* _DATA SHOWN_:
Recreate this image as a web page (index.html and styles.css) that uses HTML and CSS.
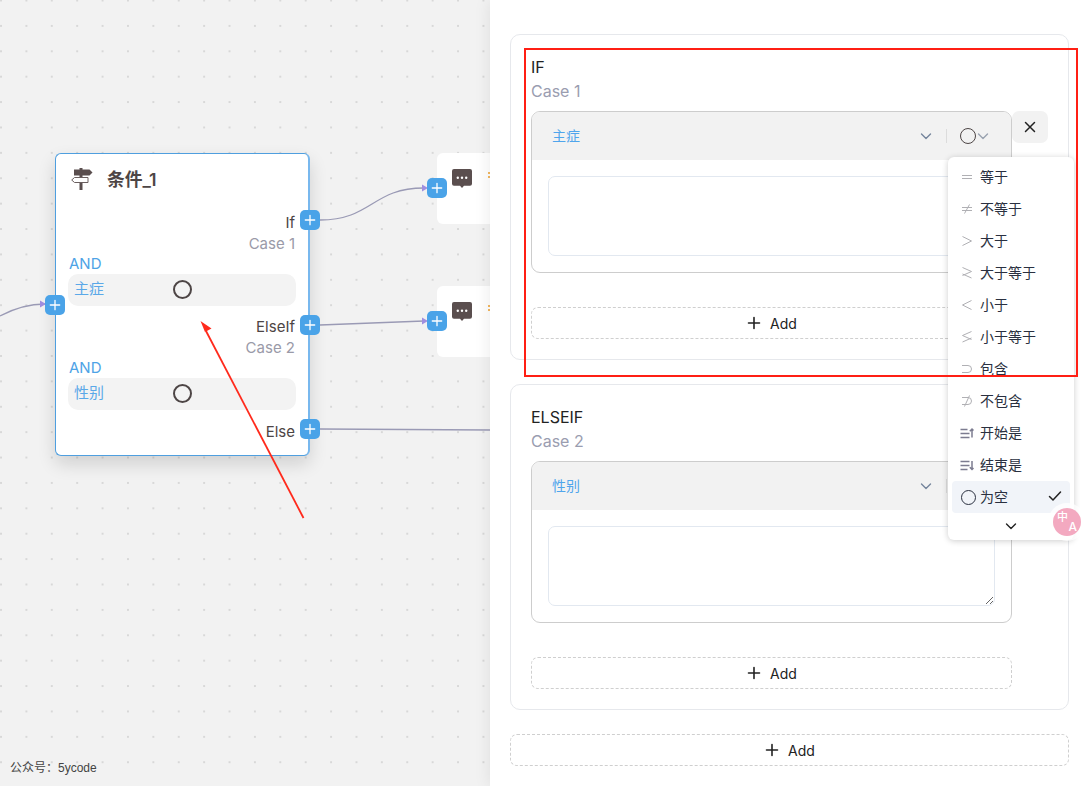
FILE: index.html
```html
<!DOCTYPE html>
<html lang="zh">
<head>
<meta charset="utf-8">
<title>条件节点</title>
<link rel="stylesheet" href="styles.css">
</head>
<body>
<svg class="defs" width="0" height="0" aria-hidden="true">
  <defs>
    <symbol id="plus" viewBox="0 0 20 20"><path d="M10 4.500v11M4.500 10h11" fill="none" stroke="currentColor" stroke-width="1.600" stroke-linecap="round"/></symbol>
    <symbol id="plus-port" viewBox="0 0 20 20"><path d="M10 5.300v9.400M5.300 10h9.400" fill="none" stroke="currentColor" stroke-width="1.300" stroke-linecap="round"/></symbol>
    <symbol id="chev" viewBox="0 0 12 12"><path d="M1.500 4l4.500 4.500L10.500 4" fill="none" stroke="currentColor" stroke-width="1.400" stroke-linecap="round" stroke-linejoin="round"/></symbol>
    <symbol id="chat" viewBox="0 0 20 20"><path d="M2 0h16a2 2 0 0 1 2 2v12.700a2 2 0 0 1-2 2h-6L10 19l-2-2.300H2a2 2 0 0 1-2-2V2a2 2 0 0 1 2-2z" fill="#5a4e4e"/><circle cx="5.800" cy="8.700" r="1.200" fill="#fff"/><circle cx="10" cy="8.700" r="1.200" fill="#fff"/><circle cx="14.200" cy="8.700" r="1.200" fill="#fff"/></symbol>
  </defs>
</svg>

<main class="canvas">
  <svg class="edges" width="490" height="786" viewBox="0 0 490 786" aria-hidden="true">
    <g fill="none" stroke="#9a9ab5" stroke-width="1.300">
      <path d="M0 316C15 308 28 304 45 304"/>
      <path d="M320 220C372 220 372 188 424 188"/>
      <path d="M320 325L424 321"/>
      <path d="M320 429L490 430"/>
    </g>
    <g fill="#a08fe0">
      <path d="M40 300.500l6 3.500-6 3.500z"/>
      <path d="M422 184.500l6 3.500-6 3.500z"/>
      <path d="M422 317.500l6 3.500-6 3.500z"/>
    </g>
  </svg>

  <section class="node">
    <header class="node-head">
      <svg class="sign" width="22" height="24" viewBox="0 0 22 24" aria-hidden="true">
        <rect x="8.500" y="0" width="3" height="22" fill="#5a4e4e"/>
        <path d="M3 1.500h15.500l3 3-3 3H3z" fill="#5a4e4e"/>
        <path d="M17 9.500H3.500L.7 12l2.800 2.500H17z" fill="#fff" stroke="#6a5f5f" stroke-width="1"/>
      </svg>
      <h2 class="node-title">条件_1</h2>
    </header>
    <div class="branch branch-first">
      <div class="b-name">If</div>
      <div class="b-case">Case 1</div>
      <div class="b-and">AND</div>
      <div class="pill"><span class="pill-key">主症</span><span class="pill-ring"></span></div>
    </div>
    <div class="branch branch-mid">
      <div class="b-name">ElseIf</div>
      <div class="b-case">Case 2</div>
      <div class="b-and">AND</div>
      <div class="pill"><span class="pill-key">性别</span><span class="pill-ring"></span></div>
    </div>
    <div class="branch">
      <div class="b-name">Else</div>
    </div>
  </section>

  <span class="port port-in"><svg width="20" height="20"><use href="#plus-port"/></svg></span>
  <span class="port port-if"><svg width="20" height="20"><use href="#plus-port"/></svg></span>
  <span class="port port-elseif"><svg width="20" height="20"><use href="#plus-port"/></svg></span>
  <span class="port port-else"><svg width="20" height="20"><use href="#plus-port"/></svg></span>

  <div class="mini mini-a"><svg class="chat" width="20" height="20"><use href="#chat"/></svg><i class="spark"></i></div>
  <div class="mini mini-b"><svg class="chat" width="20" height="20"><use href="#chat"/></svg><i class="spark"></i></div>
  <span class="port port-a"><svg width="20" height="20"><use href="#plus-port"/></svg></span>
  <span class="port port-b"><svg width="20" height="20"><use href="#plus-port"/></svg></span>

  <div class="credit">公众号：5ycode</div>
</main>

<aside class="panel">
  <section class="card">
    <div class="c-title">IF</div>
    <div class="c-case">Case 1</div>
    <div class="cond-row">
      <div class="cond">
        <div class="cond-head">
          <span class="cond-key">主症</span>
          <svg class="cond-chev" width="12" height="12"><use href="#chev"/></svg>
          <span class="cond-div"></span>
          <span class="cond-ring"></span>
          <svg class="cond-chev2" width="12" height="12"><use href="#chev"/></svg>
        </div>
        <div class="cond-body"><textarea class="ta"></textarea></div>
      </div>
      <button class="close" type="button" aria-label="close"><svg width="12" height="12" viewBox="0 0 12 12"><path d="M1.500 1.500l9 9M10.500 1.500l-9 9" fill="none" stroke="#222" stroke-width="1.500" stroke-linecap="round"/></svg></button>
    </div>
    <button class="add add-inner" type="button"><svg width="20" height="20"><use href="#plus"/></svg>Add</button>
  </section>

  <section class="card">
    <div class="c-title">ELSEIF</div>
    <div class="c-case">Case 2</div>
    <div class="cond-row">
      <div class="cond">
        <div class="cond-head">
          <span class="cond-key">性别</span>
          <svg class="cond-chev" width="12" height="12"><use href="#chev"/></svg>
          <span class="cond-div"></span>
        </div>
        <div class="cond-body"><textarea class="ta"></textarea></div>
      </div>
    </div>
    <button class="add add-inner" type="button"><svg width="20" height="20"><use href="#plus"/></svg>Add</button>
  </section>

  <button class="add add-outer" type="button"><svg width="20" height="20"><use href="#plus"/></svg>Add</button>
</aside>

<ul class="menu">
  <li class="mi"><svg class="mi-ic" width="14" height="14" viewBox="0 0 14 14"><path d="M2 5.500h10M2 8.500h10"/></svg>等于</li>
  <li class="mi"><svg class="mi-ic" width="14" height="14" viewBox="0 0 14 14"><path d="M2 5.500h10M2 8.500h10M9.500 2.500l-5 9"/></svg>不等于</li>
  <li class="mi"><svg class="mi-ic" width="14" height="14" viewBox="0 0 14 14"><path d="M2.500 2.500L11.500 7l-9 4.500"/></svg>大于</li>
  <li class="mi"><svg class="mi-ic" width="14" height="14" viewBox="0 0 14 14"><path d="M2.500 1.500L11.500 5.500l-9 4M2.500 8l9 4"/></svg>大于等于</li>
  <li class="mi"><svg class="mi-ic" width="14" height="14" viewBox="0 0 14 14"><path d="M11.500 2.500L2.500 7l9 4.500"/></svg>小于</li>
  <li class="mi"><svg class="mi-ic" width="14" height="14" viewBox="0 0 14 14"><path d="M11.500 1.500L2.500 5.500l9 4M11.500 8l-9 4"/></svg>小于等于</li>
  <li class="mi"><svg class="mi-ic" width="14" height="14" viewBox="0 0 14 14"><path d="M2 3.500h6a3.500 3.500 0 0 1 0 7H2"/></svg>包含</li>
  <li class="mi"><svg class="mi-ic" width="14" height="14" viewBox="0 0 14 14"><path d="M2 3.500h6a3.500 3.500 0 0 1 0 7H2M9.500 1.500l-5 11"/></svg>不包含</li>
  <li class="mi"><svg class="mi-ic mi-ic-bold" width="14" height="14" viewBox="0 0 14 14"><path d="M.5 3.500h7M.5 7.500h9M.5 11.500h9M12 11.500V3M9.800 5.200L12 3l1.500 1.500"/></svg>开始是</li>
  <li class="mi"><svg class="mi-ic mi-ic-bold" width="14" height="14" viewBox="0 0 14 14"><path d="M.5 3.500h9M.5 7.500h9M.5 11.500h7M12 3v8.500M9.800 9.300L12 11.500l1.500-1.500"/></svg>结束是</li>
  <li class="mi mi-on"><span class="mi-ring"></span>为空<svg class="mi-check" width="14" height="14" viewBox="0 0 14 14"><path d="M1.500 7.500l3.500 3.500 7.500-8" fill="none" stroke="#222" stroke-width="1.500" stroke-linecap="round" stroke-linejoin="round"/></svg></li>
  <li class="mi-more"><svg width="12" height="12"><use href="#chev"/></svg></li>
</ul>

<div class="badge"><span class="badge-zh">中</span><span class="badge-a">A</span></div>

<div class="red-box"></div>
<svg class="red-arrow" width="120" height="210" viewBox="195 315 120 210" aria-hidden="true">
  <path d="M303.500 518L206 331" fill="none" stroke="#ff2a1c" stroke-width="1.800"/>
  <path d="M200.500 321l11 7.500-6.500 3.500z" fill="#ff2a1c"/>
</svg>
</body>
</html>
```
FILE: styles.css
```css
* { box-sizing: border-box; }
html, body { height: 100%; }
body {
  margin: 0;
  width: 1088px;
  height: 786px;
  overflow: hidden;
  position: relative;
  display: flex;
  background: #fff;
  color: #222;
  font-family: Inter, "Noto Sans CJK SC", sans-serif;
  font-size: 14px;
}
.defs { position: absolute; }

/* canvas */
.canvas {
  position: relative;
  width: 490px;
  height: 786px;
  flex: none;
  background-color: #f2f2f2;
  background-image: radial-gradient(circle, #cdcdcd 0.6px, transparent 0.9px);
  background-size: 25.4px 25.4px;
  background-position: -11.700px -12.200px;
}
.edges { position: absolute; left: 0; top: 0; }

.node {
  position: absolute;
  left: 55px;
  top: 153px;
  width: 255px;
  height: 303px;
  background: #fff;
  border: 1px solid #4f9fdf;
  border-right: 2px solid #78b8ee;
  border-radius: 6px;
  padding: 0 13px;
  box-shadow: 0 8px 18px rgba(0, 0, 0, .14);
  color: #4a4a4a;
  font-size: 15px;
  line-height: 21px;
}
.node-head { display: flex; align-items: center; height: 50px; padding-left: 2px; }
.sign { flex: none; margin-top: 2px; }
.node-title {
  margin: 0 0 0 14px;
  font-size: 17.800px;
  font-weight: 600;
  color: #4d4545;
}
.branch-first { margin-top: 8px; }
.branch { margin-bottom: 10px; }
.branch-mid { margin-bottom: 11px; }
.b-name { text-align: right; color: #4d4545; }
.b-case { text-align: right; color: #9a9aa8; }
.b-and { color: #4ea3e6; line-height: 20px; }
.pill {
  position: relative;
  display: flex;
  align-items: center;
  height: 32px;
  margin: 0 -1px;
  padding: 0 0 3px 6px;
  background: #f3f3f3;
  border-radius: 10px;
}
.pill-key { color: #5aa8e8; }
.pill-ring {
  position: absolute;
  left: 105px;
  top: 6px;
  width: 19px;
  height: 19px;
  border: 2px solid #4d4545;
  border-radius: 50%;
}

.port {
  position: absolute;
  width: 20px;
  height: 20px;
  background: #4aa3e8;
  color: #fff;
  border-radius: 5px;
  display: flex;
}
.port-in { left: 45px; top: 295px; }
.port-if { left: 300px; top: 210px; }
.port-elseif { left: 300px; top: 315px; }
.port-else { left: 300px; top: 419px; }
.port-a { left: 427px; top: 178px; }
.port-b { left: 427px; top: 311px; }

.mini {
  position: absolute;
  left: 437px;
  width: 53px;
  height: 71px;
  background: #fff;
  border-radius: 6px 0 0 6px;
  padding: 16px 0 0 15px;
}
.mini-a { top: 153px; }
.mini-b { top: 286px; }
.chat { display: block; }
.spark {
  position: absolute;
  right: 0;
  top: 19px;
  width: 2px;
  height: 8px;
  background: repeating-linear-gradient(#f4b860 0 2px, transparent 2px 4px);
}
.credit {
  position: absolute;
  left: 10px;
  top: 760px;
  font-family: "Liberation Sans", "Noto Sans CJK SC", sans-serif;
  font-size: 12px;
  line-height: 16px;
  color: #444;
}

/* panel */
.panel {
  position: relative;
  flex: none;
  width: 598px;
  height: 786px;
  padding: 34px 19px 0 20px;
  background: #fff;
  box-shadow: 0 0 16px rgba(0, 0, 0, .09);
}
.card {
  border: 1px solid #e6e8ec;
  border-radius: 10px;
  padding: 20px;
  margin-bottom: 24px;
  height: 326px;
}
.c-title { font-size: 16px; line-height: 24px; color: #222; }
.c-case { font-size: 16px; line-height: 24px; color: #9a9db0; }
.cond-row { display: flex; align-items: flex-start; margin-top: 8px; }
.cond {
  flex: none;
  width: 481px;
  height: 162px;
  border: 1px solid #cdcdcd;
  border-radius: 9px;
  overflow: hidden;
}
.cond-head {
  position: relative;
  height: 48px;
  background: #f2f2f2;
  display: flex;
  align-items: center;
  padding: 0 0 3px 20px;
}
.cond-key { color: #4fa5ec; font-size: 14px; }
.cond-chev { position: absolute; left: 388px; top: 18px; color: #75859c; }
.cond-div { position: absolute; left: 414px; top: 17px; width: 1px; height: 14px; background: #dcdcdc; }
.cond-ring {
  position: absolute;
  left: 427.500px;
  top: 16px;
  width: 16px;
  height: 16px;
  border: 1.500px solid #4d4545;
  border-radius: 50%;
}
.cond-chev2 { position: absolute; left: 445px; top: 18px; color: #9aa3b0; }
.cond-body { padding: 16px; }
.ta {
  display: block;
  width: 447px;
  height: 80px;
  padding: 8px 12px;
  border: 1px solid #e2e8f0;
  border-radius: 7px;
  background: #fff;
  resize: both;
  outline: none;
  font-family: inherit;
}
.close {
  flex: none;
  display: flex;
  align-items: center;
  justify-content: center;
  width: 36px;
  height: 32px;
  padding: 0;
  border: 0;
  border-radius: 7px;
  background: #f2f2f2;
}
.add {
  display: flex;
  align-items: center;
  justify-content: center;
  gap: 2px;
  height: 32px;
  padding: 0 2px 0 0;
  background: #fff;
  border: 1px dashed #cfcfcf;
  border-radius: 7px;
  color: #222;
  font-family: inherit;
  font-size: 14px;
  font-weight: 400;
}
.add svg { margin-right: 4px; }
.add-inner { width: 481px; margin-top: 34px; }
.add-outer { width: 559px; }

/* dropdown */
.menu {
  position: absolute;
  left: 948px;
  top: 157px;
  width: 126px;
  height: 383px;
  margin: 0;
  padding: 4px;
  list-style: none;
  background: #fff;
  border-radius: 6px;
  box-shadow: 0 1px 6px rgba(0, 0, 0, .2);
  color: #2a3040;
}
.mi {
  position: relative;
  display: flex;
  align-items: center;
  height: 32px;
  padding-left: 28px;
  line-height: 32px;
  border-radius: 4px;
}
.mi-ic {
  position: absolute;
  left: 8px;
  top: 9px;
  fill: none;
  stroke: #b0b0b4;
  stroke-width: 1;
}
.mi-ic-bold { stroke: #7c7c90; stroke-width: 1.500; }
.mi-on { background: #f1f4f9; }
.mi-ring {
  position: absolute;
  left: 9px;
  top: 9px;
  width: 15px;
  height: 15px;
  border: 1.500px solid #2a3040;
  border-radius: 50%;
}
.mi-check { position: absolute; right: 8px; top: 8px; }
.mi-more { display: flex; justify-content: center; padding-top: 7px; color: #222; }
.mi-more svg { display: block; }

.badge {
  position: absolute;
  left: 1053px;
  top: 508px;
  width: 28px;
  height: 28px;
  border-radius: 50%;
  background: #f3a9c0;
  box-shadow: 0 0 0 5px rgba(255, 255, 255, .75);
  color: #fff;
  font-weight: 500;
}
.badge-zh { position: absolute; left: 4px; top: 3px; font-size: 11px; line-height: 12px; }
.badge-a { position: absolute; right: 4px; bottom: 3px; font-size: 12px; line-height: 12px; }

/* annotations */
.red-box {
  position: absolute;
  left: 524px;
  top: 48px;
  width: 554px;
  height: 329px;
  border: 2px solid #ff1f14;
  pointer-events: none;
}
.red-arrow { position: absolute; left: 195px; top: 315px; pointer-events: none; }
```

* _SHORT EXERCISE_: Review the preceding data and report every line that includes the string "index".

* _RESULT BELOW_:
Recreate this image as a web page (index.html and styles.css) that uses HTML and CSS.
FILE: index.html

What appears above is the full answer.